Armchair Analyst here to talk Silly Season moves around the league...
Posted by Major League Soccer (MLS) on Wednesday, February 3, 2016
Welcome to the Wednesday Q&A series, where we focus on one particular topic – today's being the Chicago Fire's rebuild – and ask you to react, share, and discuss in the comments section. However, feel free to ask about anything game-related (MLS, USL, NASL, USMNT, CanMNT, etc.) over the next several hours.
It has not been a good recent run for the Chicago Fire, who arrived in MLS with a bang by winning the MLS Cup/US Open Cup double and were reliably at or near the top of the table for the decade that followed. The aughts may not have brought ultimate triumph to Bridgeview, but it did bring a lot of good soccer and near misses. Chicago sports fans know how to appreciate the former and how to live with the latter.
This decade has brought mostly disappointment verging on humiliation, which nobody wants to live with. The Fire have made the MLS Cup Playoffs just once in the last six seasons, a span during which they've repeatedly switched coaches, TDs and club philosophies. They've run through a laundry list of underperforming DPs. They've turned off some fans. And the one bright spot of the last five years – Mike Magee's magical MVP campaign in 2013 – was followed by two years of injuries that robbed the native son of any chance to build upon his success. This team seemed cursed, and that was that.
All of it culminated in a 2015 season that was easily the worst in the league, and doubled as the worst in club history.
The only place to go now is up, of course. And it will be a climb.
I don't think this will be a one-season turnaround, but the early moves from new GM Nelson Rodriguez and new head coach Veljko Paunovic should inspire confidence in a fanbase that needs something to be happy about.
Here are a few bullet points to take heart from, Chicagoans:
- Their SuperDraft maneuvering was masterful. They walked away with the best left back and the second best center back on offer, as well as a haul of allocation money;
- They've signed two central defenders, Joao Meira and Johan Kappelhof, who are in the prime of their careers and have proven track records in good leagues;
- They've added veteran know-how in the form of guys like Nick LaBrocca and Michael Harrington. Neither will move many tickets, but both have the MLS experience that is crucial in any locker room;
- They went under the radar to sign Brazilian U-20 right back Rodrigo Ramos.
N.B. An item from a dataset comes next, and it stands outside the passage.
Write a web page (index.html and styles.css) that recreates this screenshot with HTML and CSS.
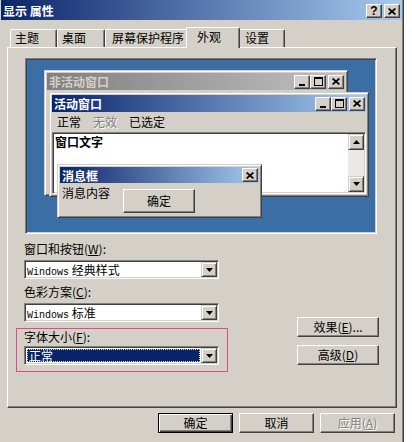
FILE: index.html
```html
<!DOCTYPE html>
<html>
<head>
<meta charset="utf-8">
<link rel="stylesheet" href="styles.css">
</head>
<body>
<div class="dialog">
  <div class="titlebar">
    <span class="title">显示 属性</span>
    <div class="capbtns">
      <span class="cbtn help">?</span>
      <span class="cbtn"><svg width="8" height="7" viewBox="0 0 8 7"><path d="M0.6 0.5L7.4 6.5M7.4 0.5L0.6 6.5" stroke="#000" stroke-width="1.7"/></svg></span>
    </div>
  </div>

  <div class="tabs">
    <div class="tab t1">主题</div>
    <div class="tab t2">桌面</div>
    <div class="tab t3">屏幕保护程序</div>
    <div class="tab sel">外观</div>
    <div class="tab t5">设置</div>
  </div>

  <div class="panel">
    <div class="preview">
      <div class="win inactive">
        <div class="wtitle gray">
          <span class="wname">非活动窗口</span>
          <div class="wbtns">
            <span class="cbtn min"><svg width="6" height="2"><rect width="6" height="2" fill="#000"/></svg></span>
            <span class="cbtn"><svg width="9" height="9" viewBox="0 0 9 9"><rect x="0.5" y="0.5" width="8" height="8" fill="none" stroke="#000"/><rect width="9" height="2" fill="#000"/></svg></span>
            <span class="cbtn gap"><svg width="8" height="7" viewBox="0 0 8 7"><path d="M0.6 0.5L7.4 6.5M7.4 0.5L0.6 6.5" stroke="#000" stroke-width="1.7"/></svg></span>
          </div>
        </div>
      </div>

      <div class="win active">
        <div class="wtitle blue">
          <span class="wname">活动窗口</span>
          <div class="wbtns">
            <span class="cbtn min"><svg width="6" height="2"><rect width="6" height="2" fill="#000"/></svg></span>
            <span class="cbtn"><svg width="9" height="9" viewBox="0 0 9 9"><rect x="0.5" y="0.5" width="8" height="8" fill="none" stroke="#000"/><rect width="9" height="2" fill="#000"/></svg></span>
            <span class="cbtn gap"><svg width="8" height="7" viewBox="0 0 8 7"><path d="M0.6 0.5L7.4 6.5M7.4 0.5L0.6 6.5" stroke="#000" stroke-width="1.7"/></svg></span>
          </div>
        </div>
        <div class="menu">
          <span>正常</span>
          <span class="dis">无效</span>
          <span>已选定</span>
        </div>
        <div class="textarea">
          <div class="wtext">窗口文字</div>
          <div class="scroll">
            <span class="sbtn"><svg width="7" height="4" viewBox="0 0 7 4"><path d="M3.5 0L7 4H0z" fill="#000"/></svg></span>
            <span class="track"></span>
            <span class="sbtn"><svg width="7" height="4" viewBox="0 0 7 4"><path d="M0 0H7L3.5 4z" fill="#000"/></svg></span>
          </div>
        </div>
      </div>

      <div class="win msg">
        <div class="wtitle blue mtitle">
          <span class="wname">消息框</span>
          <span class="cbtn"><svg width="8" height="7" viewBox="0 0 8 7"><path d="M0.6 0.5L7.4 6.5M7.4 0.5L0.6 6.5" stroke="#000" stroke-width="1.7"/></svg></span>
        </div>
        <div class="mbody">
          <span class="mtext">消息内容</span>
          <span class="btn mok">确定</span>
        </div>
      </div>
    </div>

    <div class="lower">
      <div class="leftcol">
        <div class="label">窗口和按钮(<u>W</u>):</div>
        <div class="combo">
          <span class="cval"><span class="lat">Windows</span> 经典样式</span>
          <span class="dbtn"><svg width="7" height="4" viewBox="0 0 7 4"><path d="M0 0H7L3.5 4z" fill="#000"/></svg></span>
        </div>
        <div class="label l2">色彩方案(<u>C</u>):</div>
        <div class="combo">
          <span class="cval"><span class="lat">Windows</span> 标准</span>
          <span class="dbtn"><svg width="7" height="4" viewBox="0 0 7 4"><path d="M0 0H7L3.5 4z" fill="#000"/></svg></span>
        </div>
        <div class="pink">
          <div class="label l3">字体大小(<u>F</u>):</div>
          <div class="combo c3">
            <span class="cval selv">正常</span>
            <span class="dbtn"><svg width="7" height="4" viewBox="0 0 7 4"><path d="M0 0H7L3.5 4z" fill="#000"/></svg></span>
          </div>
        </div>
      </div>
      <div class="rightcol">
        <span class="btn side">效果(<u>E</u>)...</span>
        <span class="btn side">高级(<u>D</u>)</span>
      </div>
    </div>
  </div>

  <div class="footer">
    <span class="btn foot default">确定</span>
    <span class="btn foot">取消</span>
    <span class="btn foot disabled">应用(<u>A</u>)</span>
  </div>
</div>
</body>
</html>
```

FILE: styles.css
```css
* { box-sizing: border-box; margin: 0; padding: 0; }

body {
  margin: 0;
  background: #ffffff;
  font-family: "Noto Sans CJK SC", "Noto Sans", sans-serif;
  font-size: 12px;
  color: #000;
}

u { text-decoration: underline; }

.dialog {
  width: 404px;
  height: 442px;
  background: #d4d0c8;
  border-right: 1px solid #404040;
  box-shadow: inset -1px 0 #808080;
  padding-left: 1px;
  overflow: hidden;
}

.titlebar {
  width: 401px;
  height: 20px;
  background: linear-gradient(90deg, #0a246a, #a6caf0);
  display: flex;
  justify-content: space-between;
  align-items: flex-start;
  padding: 0 2px;
}

.title {
  color: #fff;
  font-weight: bold;
  font-size: 12px;
  line-height: 20px;
  padding-top: 1px;
}

.capbtns {
  display: flex;
  gap: 2px;
  margin-top: 4px;
}

.cbtn {
  width: 16px;
  height: 14px;
  background: #d4d0c8;
  border: 1px solid;
  border-color: #fff #404040 #404040 #fff;
  box-shadow: inset -1px -1px #808080;
  display: flex;
  align-items: center;
  justify-content: center;
  flex: none;
}

.cbtn.help {
  font-family: "Liberation Sans", sans-serif;
  font-weight: bold;
  font-size: 12px;
  line-height: 12px;
}

.cbtn.min {
  align-items: flex-end;
  padding-bottom: 2px;
  padding-right: 1px;
}

.cbtn.gap { margin-left: 2px; }

/* tabs */
.tabs {
  display: flex;
  align-items: flex-end;
  height: 20px;
  margin-top: 7px;
  padding-left: 9px;
  position: relative;
  z-index: 2;
}

.tab {
  height: 18px;
  background: #d4d0c8;
  border-left: 1px solid #fff;
  border-top: 1px solid #fff;
  border-right: 1px solid #404040;
  box-shadow: inset -1px 0 #808080;
  border-top-left-radius: 2px;
  border-top-right-radius: 2px;
  line-height: 16px;
  white-space: nowrap;
}

.t1 { width: 47px; padding-left: 4px; }
.t2 { width: 48px; padding-left: 4px; }
.t3 { width: 83px; padding-left: 6px; }
.sel {
  width: 54px;
  height: 21px;
  margin: 0 -2px -1px -2px;
  padding-left: 10px;
  line-height: 17px;
  position: relative;
  z-index: 3;
}
.t5 { width: 47px; padding-left: 6px; }

/* panel */
.panel {
  width: 390px;
  height: 361px;
  margin-left: 6px;
  border-left: 1px solid #fff;
  border-top: 1px solid #fff;
  border-right: 1px solid #404040;
  border-bottom: 1px solid #404040;
  box-shadow: inset -1px -1px #808080;
}

.preview {
  position: relative;
  width: 352px;
  height: 176px;
  margin: 10px 0 0 17px;
  background: #3a6ea5;
  border: 1px solid;
  border-color: #808080 #fff #fff #808080;
  box-shadow: inset 1px 1px #404040, inset -1px -1px #d4d0c8;
}

.win {
  position: absolute;
  background: #d4d0c8;
  border: 1px solid;
  border-color: #d4d0c8 #404040 #404040 #d4d0c8;
  box-shadow: inset 1px 1px #fff, inset -1px -1px #808080;
  padding: 2px;
  display: flex;
  flex-direction: column;
}

.inactive { left: 18px; top: 11px; width: 304px; height: 126px; }
.active { left: 23px; top: 33px; width: 320px; height: 105px; }
.msg { left: 31px; top: 105px; width: 205px; height: 54px; }

.wtitle {
  height: 17px;
  display: flex;
  justify-content: space-between;
  align-items: center;
  padding: 0 1px 0 2px;
  flex: none;
}

.wtitle.gray { background: linear-gradient(90deg, #808080, #c0c0c0); }
.wtitle.gray .wname { color: #d4d0c8; }
.wtitle.blue { background: linear-gradient(90deg, #0a246a, #a6caf0); }
.wtitle.blue .wname { color: #fff; }

.wname {
  font-weight: bold;
  font-size: 12px;
  line-height: 17px;
}

.wbtns { display: flex; }

.menu {
  height: 20px;
  display: flex;
  gap: 12px;
  padding-left: 5px;
  line-height: 20px;
  flex: none;
}

.dis {
  color: #808080;
  text-shadow: 1px 1px #fff;
}

.textarea {
  flex: 1;
  display: flex;
  background: #fff;
  border: 1px solid;
  border-color: #808080 #fff #fff #808080;
  box-shadow: inset 1px 1px #404040, inset -1px -1px #d4d0c8;
  padding: 1px;
}

.wtext {
  flex: 1;
  font-weight: bold;
  line-height: 14px;
  padding: 1px 0 0 1px;
}

.scroll {
  width: 16px;
  display: flex;
  flex-direction: column;
}

.sbtn {
  width: 16px;
  height: 16px;
  background: #d4d0c8;
  border: 1px solid;
  border-color: #d4d0c8 #404040 #404040 #d4d0c8;
  box-shadow: inset 1px 1px #fff, inset -1px -1px #808080;
  display: flex;
  align-items: center;
  justify-content: center;
  flex: none;
}

.track {
  flex: 1;
  background: #ebe9e5;
}

.mtitle { height: 16px; }

.mbody {
  display: flex;
  align-items: flex-start;
}

.mtext {
  padding: 3px 0 0 2px;
  line-height: 14px;
}

.btn {
  display: flex;
  align-items: center;
  justify-content: center;
  height: 20px;
  background: #d4d0c8;
  border: 1px solid;
  border-color: #fff #404040 #404040 #fff;
  box-shadow: inset -1px -1px #808080;
  line-height: 16px;
  white-space: nowrap;
  flex: none;
}

.mok {
  width: 72px;
  height: 24px;
  margin: 6px 0 0 13px;
}

/* lower controls */
.lower {
  display: flex;
  margin-left: 8px;
}

.leftcol {
  width: 212px;
  display: flex;
  flex-direction: column;
}

.label {
  height: 14px;
  line-height: 14px;
  padding-left: 8px;
  margin-top: 8px;
  white-space: nowrap;
}

.label.l2 { margin-top: 6px; }
.label.l3 { margin-top: 1px; padding-left: 7px; }

.combo {
  width: 195px;
  height: 19px;
  margin: 4px 0 0 8px;
  background: #fff;
  border: 1px solid;
  border-color: #808080 #fff #fff #808080;
  box-shadow: inset 1px 1px #404040, inset -1px -1px #d4d0c8;
  padding: 1px;
  display: flex;
}

.cval {
  flex: 1;
  line-height: 15px;
  padding-left: 1px;
  white-space: nowrap;
}

.lat {
  font-family: "Liberation Mono", monospace;
  font-size: 10px;
}

.dbtn {
  width: 16px;
  height: 15px;
  background: #d4d0c8;
  border: 1px solid;
  border-color: #d4d0c8 #404040 #404040 #d4d0c8;
  box-shadow: inset 1px 1px #fff, inset -1px -1px #808080;
  display: flex;
  align-items: center;
  justify-content: center;
  flex: none;
}

.pink {
  margin-top: 6px;
  width: 212px;
  height: 44px;
  border: 1px solid #dd4b8a;
}

.combo.c3 { margin: 2px 0 0 7px; }

.selv {
  margin: 1px 1px 0 1px;
  height: 13px;
  line-height: 11px;
  padding-left: 1px;
  background: #0a246a;
  color: #fff;
  border: 1px dotted #d8d8d8;
}

.rightcol {
  display: flex;
  flex-direction: column;
  gap: 8px;
  margin-left: 69px;
  padding-top: 83px;
}

.btn.side { width: 82px; }

.footer {
  display: flex;
  gap: 6px;
  padding-left: 157px;
  margin-top: 5px;
}

.btn.foot { width: 75px; }

.btn.default {
  border-color: #000;
  box-shadow: inset 1px 1px #fff, inset -1px -1px #404040, inset -2px -2px #808080;
}

.btn.disabled {
  color: #808080;
  text-shadow: 1px 1px #fff;
}
```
I suspect there are more moves to come as this roster almost definitely needs another winger.
More important, though, are the moves that Rodriguez & Paunovic didn't make. The Fire have a talented young core of David Accam, Gilberto, Matt Polster, Harry Shipp and Sean Johnson – guys who are just entering their prime, and guys who are being given a chance to win starting jobs outright this winter.
We all want to see what Shipp can do as a true No. 10, conducting the game from central midfield, right?
Right.
And we want to see Polster as a true No. 6 instead of a right back, we want to see Accam in Year 2 with proper service, and we want to see Gilberto out there still doing Gilberto things. I'd also like to see Mikey Stephens as the No. 8 linking Polster and Shipp – I'm reluctant to name him as part of "the core group" until I actually see it in at least a few preseason games -- and I suspect he'll get that opportunity.
There is a chance that some of them will fail, or that all of them will. Not every move works out, and not every player hits his potential.
But the point is that MLS teams are more often guilty of ignoring the talent they have on hand than they are of failing to acquire said talent in the first place. Chicago have said talent, and what we're seeing from the braintrust now are indications that they have the patience to develop it, and the plan to actually make sure that's possible.
It's not a return to the glory days just yet. But the ascent from rock bottom has begun.
Ok folks, I'm done for the day. Thanks for keeping me company!